What needs to be done = Repeat the material below exactly, with no pictures.

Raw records
########
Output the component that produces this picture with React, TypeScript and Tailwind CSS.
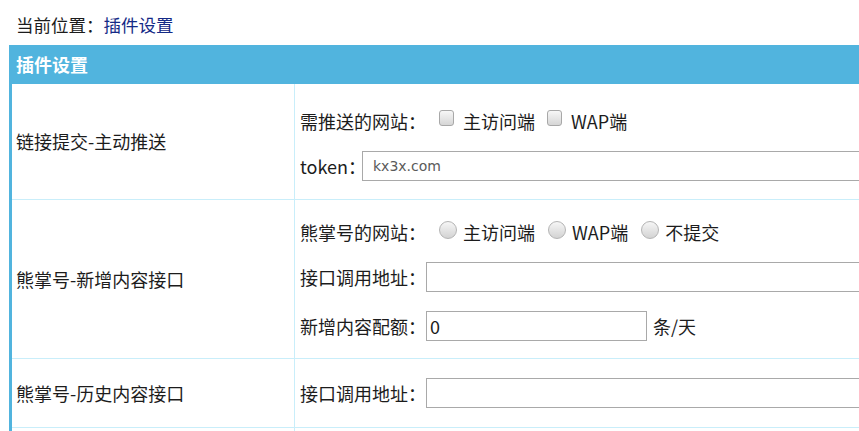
const FONT = "font-['Noto_Sans_CJK_SC',sans-serif]";

function Check({ label }: { label: string }) {
  return (
    <label className="flex items-center mr-[12px] shrink-0">
      <span className="mb-[6px] w-[15px] h-[16px] rounded-[3px] border border-[#a8a8a8] bg-linear-to-b from-[#f7f7f7] to-[#d6d6d6]" />
      <span className="ml-[9px]">{label}</span>
    </label>
  );
}

function Radio({ label }: { label: string }) {
  return (
    <label className="flex items-center mr-[13px] shrink-0">
      <span className="mb-[4px] w-[18px] h-[18px] rounded-full border border-[#b4b4b4] bg-linear-to-b from-[#f6f6f6] to-[#d3d3d3]" />
      <span className="ml-[6px]">{label}</span>
    </label>
  );
}

function Line({ children, className = "" }: { children: React.ReactNode; className?: string }) {
  return <div className={`flex items-center h-[30px] whitespace-nowrap ${className}`}>{children}</div>;
}

function Row({ title, h, children, top }: { title: string; h: string; children: React.ReactNode; top: string }) {
  return (
    <div className={`flex border-b border-[#c9eefa] ${h}`}>
      <div className="w-[283px] shrink-0 border-r border-[#c9eefa] flex items-center pl-[4px]">{title}</div>
      <div className={`flex-1 pl-[5px] flex flex-col ${top}`}>{children}</div>
    </div>
  );
}

export default function App() {
  return (
    <div className={`w-[859px] h-[431px] overflow-hidden bg-white text-[18px] text-[#1c1c1c] ${FONT}`}>
      <div className="h-[45px] flex items-center pl-[16px] pt-[6px] text-[17.5px]">
        <span>当前位置：</span>
        <span className="text-[#142a86]">插件设置</span>
      </div>

      <div className="ml-[9px] w-[1000px]">
        <div className="h-[39px] bg-[#51b4de] flex items-center pl-[7px] text-white font-bold text-[18px]">插件设置</div>

        <div className="border-l-[3px] border-[#51b4de]">
          <Row title="链接提交-主动推送" h="h-[116px]" top="pt-[22px] gap-[15px]">
            <Line>
              <span className="mr-[13px] shrink-0">需推送的网站：</span>
              <Check label="主访问端" />
              <Check label="WAP端" />
            </Line>
            <Line>
              <span className="w-[62px] shrink-0">token：</span>
              <input
                placeholder="kx3x.com"
                className="h-[30px] w-[600px] shrink-0 border border-[#a9a9a9] px-[10px] text-[14px] font-['DejaVu_Sans',sans-serif] placeholder:text-[#5a5a5a] outline-none"
              />
            </Line>
          </Row>

          <Row title="熊掌号-新增内容接口" h="h-[159px]" top="pt-[17px]">
            <Line>
              <span className="mr-[13px] shrink-0">熊掌号的网站：</span>
              <Radio label="主访问端" />
              <Radio label="WAP端" />
              <Radio label="不提交" />
            </Line>
            <Line className="mt-[15px]">
              <span className="w-[126px] shrink-0">接口调用地址：</span>
              <input className="h-[30px] w-[600px] shrink-0 border border-[#a9a9a9] outline-none" />
            </Line>
            <Line className="mt-[19px]">
              <span className="w-[126px] shrink-0">新增内容配额：</span>
              <input
                defaultValue="0"
                className="h-[30px] w-[221px] shrink-0 border border-[#a9a9a9] px-[3px] text-[18px] outline-none"
              />
              <span className="ml-[6px] shrink-0">条/天</span>
            </Line>
          </Row>

          <Row title="熊掌号-历史内容接口" h="h-[69px]" top="justify-center">
            <Line>
              <span className="w-[126px] shrink-0">接口调用地址：</span>
              <input className="h-[30px] w-[600px] shrink-0 border border-[#a9a9a9] outline-none" />
            </Line>
          </Row>

          <div className="flex h-[40px]">
            <div className="w-[283px] shrink-0 border-r border-[#c9eefa]" />
            <div className="flex-1" />
          </div>
        </div>
      </div>
    </div>
  );
}
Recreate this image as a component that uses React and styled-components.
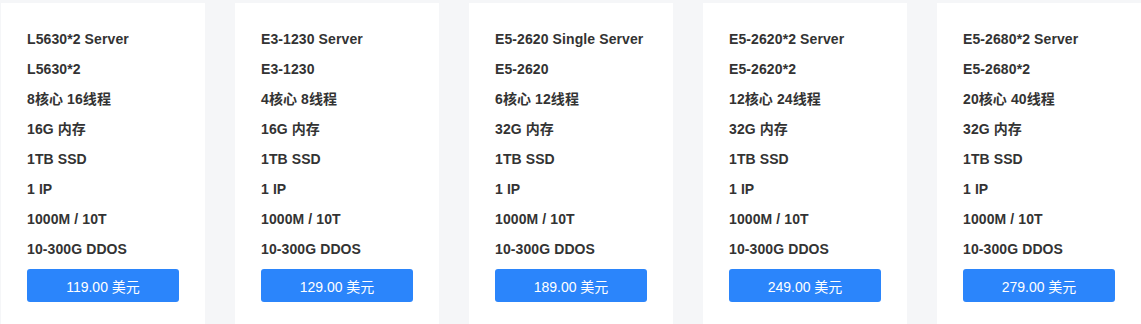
import styled, { createGlobalStyle } from "styled-components";

const GlobalStyle = createGlobalStyle`
    html, body {
        margin: 0;
        padding: 0;
        background: #f5f6f8;
        font-family: "Liberation Sans", Arial, "Noto Sans CJK SC", sans-serif;
    }
`

const plans = [
    { title: "L5630*2 Server", cpu: "L5630*2", cores: "8核心 16线程", ram: "16G 内存", price: "119.00" },
    { title: "E3-1230 Server", cpu: "E3-1230", cores: "4核心 8线程", ram: "16G 内存", price: "129.00" },
    { title: "E5-2620 Single Server", cpu: "E5-2620", cores: "6核心 12线程", ram: "32G 内存", price: "189.00" },
    { title: "E5-2620*2 Server", cpu: "E5-2620*2", cores: "12核心 24线程", ram: "32G 内存", price: "249.00" },
    { title: "E5-2680*2 Server", cpu: "E5-2680*2", cores: "20核心 40线程", ram: "32G 内存", price: "279.00" },
]

const App = () => {
    return (
        <>
            <GlobalStyle />
            <Wrapper>
                {plans.map((p) => (
                    <Card key={p.title}>
                        <Spec>{p.title}</Spec>
                        <Spec>{p.cpu}</Spec>
                        <Spec>{p.cores}</Spec>
                        <Spec>{p.ram}</Spec>
                        <Spec>1TB SSD</Spec>
                        <Spec>1 IP</Spec>
                        <Spec>1000M / 10T</Spec>
                        <Spec>10-300G DDOS</Spec>
                        <BuyButton>{p.price} 美元</BuyButton>
                    </Card>
                ))}
            </Wrapper>
        </>
    )
}

const Wrapper = styled.div`
    display: flex;
    gap: 30px;
    padding: 3px 0 0 1px;
    height: 321px;
    overflow: hidden;
`

const Card = styled.div`
    width: 204px;
    flex-shrink: 0;
    background: #fff;
    padding: 21px 26px 30px 26px;
    box-sizing: border-box;
    height: 340px;
    display: flex;
    flex-direction: column;
    align-items: stretch;
`

const Spec = styled.div`
    height: 30px;
    line-height: 30px;
    font-size: 14px;
    font-weight: bold;
    letter-spacing: 0.1px;
    color: #333;
    white-space: nowrap;
`

const BuyButton = styled.button`
    margin-top: 5px;
    height: 33px;
    border: none;
    border-radius: 3px;
    background: #2b85fb;
    color: #fff;
    font-family: "Liberation Sans", Arial, "Noto Sans CJK SC", sans-serif;
    font-size: 14px;
    padding: 0;
    cursor: pointer;
`

export default App
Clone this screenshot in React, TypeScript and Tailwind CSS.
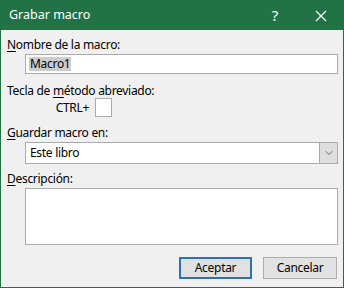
########
Worked answer =
Output the component that produces this picture with React, TypeScript and Tailwind CSS.
const FONT = "font-['Noto_Sans_CJK_SC',sans-serif]";

function Check({ label }: { label: string }) {
  return (
    <label className="flex items-center mr-[12px] shrink-0">
      <span className="mb-[6px] w-[15px] h-[16px] rounded-[3px] border border-[#a8a8a8] bg-linear-to-b from-[#f7f7f7] to-[#d6d6d6]" />
      <span className="ml-[9px]">{label}</span>
    </label>
  );
}

function Radio({ label }: { label: string }) {
  return (
    <label className="flex items-center mr-[13px] shrink-0">
      <span className="mb-[4px] w-[18px] h-[18px] rounded-full border border-[#b4b4b4] bg-linear-to-b from-[#f6f6f6] to-[#d3d3d3]" />
      <span className="ml-[6px]">{label}</span>
    </label>
  );
}

function Line({ children, className = "" }: { children: React.ReactNode; className?: string }) {
  return <div className={`flex items-center h-[30px] whitespace-nowrap ${className}`}>{children}</div>;
}

function Row({ title, h, children, top }: { title: string; h: string; children: React.ReactNode; top: string }) {
  return (
    <div className={`flex border-b border-[#c9eefa] ${h}`}>
      <div className="w-[283px] shrink-0 border-r border-[#c9eefa] flex items-center pl-[4px]">{title}</div>
      <div className={`flex-1 pl-[5px] flex flex-col ${top}`}>{children}</div>
    </div>
  );
}

export default function App() {
  return (
    <div className={`w-[859px] h-[431px] overflow-hidden bg-white text-[18px] text-[#1c1c1c] ${FONT}`}>
      <div className="h-[45px] flex items-center pl-[16px] pt-[6px] text-[17.5px]">
        <span>当前位置：</span>
        <span className="text-[#142a86]">插件设置</span>
      </div>

      <div className="ml-[9px] w-[1000px]">
        <div className="h-[39px] bg-[#51b4de] flex items-center pl-[7px] text-white font-bold text-[18px]">插件设置</div>

        <div className="border-l-[3px] border-[#51b4de]">
          <Row title="链接提交-主动推送" h="h-[116px]" top="pt-[22px] gap-[15px]">
            <Line>
              <span className="mr-[13px] shrink-0">需推送的网站：</span>
              <Check label="主访问端" />
              <Check label="WAP端" />
            </Line>
            <Line>
              <span className="w-[62px] shrink-0">token：</span>
              <input
                placeholder="kx3x.com"
                className="h-[30px] w-[600px] shrink-0 border border-[#a9a9a9] px-[10px] text-[14px] font-['DejaVu_Sans',sans-serif] placeholder:text-[#5a5a5a] outline-none"
              />
            </Line>
          </Row>

          <Row title="熊掌号-新增内容接口" h="h-[159px]" top="pt-[17px]">
            <Line>
              <span className="mr-[13px] shrink-0">熊掌号的网站：</span>
              <Radio label="主访问端" />
              <Radio label="WAP端" />
              <Radio label="不提交" />
            </Line>
            <Line className="mt-[15px]">
              <span className="w-[126px] shrink-0">接口调用地址：</span>
              <input className="h-[30px] w-[600px] shrink-0 border border-[#a9a9a9] outline-none" />
            </Line>
            <Line className="mt-[19px]">
              <span className="w-[126px] shrink-0">新增内容配额：</span>
              <input
                defaultValue="0"
                className="h-[30px] w-[221px] shrink-0 border border-[#a9a9a9] px-[3px] text-[18px] outline-none"
              />
              <span className="ml-[6px] shrink-0">条/天</span>
            </Line>
          </Row>

          <Row title="熊掌号-历史内容接口" h="h-[69px]" top="justify-center">
            <Line>
              <span className="w-[126px] shrink-0">接口调用地址：</span>
              <input className="h-[30px] w-[600px] shrink-0 border border-[#a9a9a9] outline-none" />
            </Line>
          </Row>

          <div className="flex h-[40px]">
            <div className="w-[283px] shrink-0 border-r border-[#c9eefa]" />
            <div className="flex-1" />
          </div>
        </div>
      </div>
    </div>
  );
}
Recreate this image as a component that uses React and styled-components.
import styled, { createGlobalStyle } from "styled-components";

const GlobalStyle = createGlobalStyle`
    html, body {
        margin: 0;
        padding: 0;
        background: #f5f6f8;
        font-family: "Liberation Sans", Arial, "Noto Sans CJK SC", sans-serif;
    }
`

const plans = [
    { title: "L5630*2 Server", cpu: "L5630*2", cores: "8核心 16线程", ram: "16G 内存", price: "119.00" },
    { title: "E3-1230 Server", cpu: "E3-1230", cores: "4核心 8线程", ram: "16G 内存", price: "129.00" },
    { title: "E5-2620 Single Server", cpu: "E5-2620", cores: "6核心 12线程", ram: "32G 内存", price: "189.00" },
    { title: "E5-2620*2 Server", cpu: "E5-2620*2", cores: "12核心 24线程", ram: "32G 内存", price: "249.00" },
    { title: "E5-2680*2 Server", cpu: "E5-2680*2", cores: "20核心 40线程", ram: "32G 内存", price: "279.00" },
]

const App = () => {
    return (
        <>
            <GlobalStyle />
            <Wrapper>
                {plans.map((p) => (
                    <Card key={p.title}>
                        <Spec>{p.title}</Spec>
                        <Spec>{p.cpu}</Spec>
                        <Spec>{p.cores}</Spec>
                        <Spec>{p.ram}</Spec>
                        <Spec>1TB SSD</Spec>
                        <Spec>1 IP</Spec>
                        <Spec>1000M / 10T</Spec>
                        <Spec>10-300G DDOS</Spec>
                        <BuyButton>{p.price} 美元</BuyButton>
                    </Card>
                ))}
            </Wrapper>
        </>
    )
}

const Wrapper = styled.div`
    display: flex;
    gap: 30px;
    padding: 3px 0 0 1px;
    height: 321px;
    overflow: hidden;
`

const Card = styled.div`
    width: 204px;
    flex-shrink: 0;
    background: #fff;
    padding: 21px 26px 30px 26px;
    box-sizing: border-box;
    height: 340px;
    display: flex;
    flex-direction: column;
    align-items: stretch;
`

const Spec = styled.div`
    height: 30px;
    line-height: 30px;
    font-size: 14px;
    font-weight: bold;
    letter-spacing: 0.1px;
    color: #333;
    white-space: nowrap;
`

const BuyButton = styled.button`
    margin-top: 5px;
    height: 33px;
    border: none;
    border-radius: 3px;
    background: #2b85fb;
    color: #fff;
    font-family: "Liberation Sans", Arial, "Noto Sans CJK SC", sans-serif;
    font-size: 14px;
    padding: 0;
    cursor: pointer;
`

export default App
Clone this screenshot in React, TypeScript and Tailwind CSS.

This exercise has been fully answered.